The conference upsets continued in 2006 when Vandy went into Athens and literally kicked Georgia’s butt up and down the field all day long as they emerged with a 24-22 win. Once again, no one had noticed their arrival despite pinning Alabama’s ears behind their head, to open conference play before falling 13-10 late in the game.
Johnson noticed, with a big grin and kind words expressed as Florida escaped three weeks later with a six point margin of victory, on their way to a conference title and national championship.
In ’07 South Carolina and Ole Miss felt the black and gold pain. The Gamecocks were ranked 6th nationally under Steve Spurrier.

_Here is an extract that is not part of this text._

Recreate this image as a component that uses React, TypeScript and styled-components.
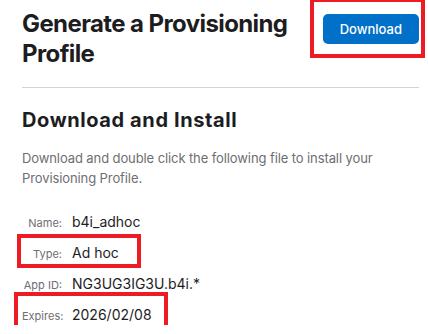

ESPN had set up a Spurrier party with the game broadcast that went sour very quickly.
It was the highest ranked opponent that Vandy had beaten in 70 years, dating back to a 7-6 win over SEC Champion LSU in 1937.
It would culminate in 2008 when the Commodores were perched 3rd in the SEC East when the season settled. Everyone was stunned to see Vanderbilt not only earning a bowl birth for the first time in 24 years, beating Ole Miss, South Carolina, Kentucky and Auburn was simply huge.
When The Commodores beat Boston College in the Music City Bowl to end ’08 triumphantly, cheers rang out from Puget Sound in the northwest to Key West in the southeast and all points in between.
Bobby Johnson leaves Vandy with a record of 29-66 in eight seasons. It concludes his coaching career with an 89-102 all-time record, which includes a 60-36 record in eight seasons at Furman and a national championship.
During his tenure at Vanderbilt, Johnson mentored 22 All-SEC selections, 21 SEC All-Freshmen and SEC Offensive Player of the Year Jay Cutler. He has 11 players on NFL rosters presently from Vanderbilt.
Perhaps his most noted work will be seen in the short future on campus in Nashville.
$52 million dollars in upgrades will spice up Dudley Field, playing surfaces on the practice fields, team meeting rooms for football, team meeting rooms for football and the team locker room, equipment rooms, and athletic training room.
Certainly Johnson made a lasting mark during his short stay in the SEC. But, as he noted spending more time with his wife, a lifetime awaited trip to South Africa and returning back to his home state of South Carolina weighed heavily upon him.
Whomever Vanderbilt selects as the next head coach to lead the Commodores, he has big shoes to fill.
For opposing coaches, due notice and credit was handed to Johnson from his coaching counterparts. Secretly, they are all glad he is gone.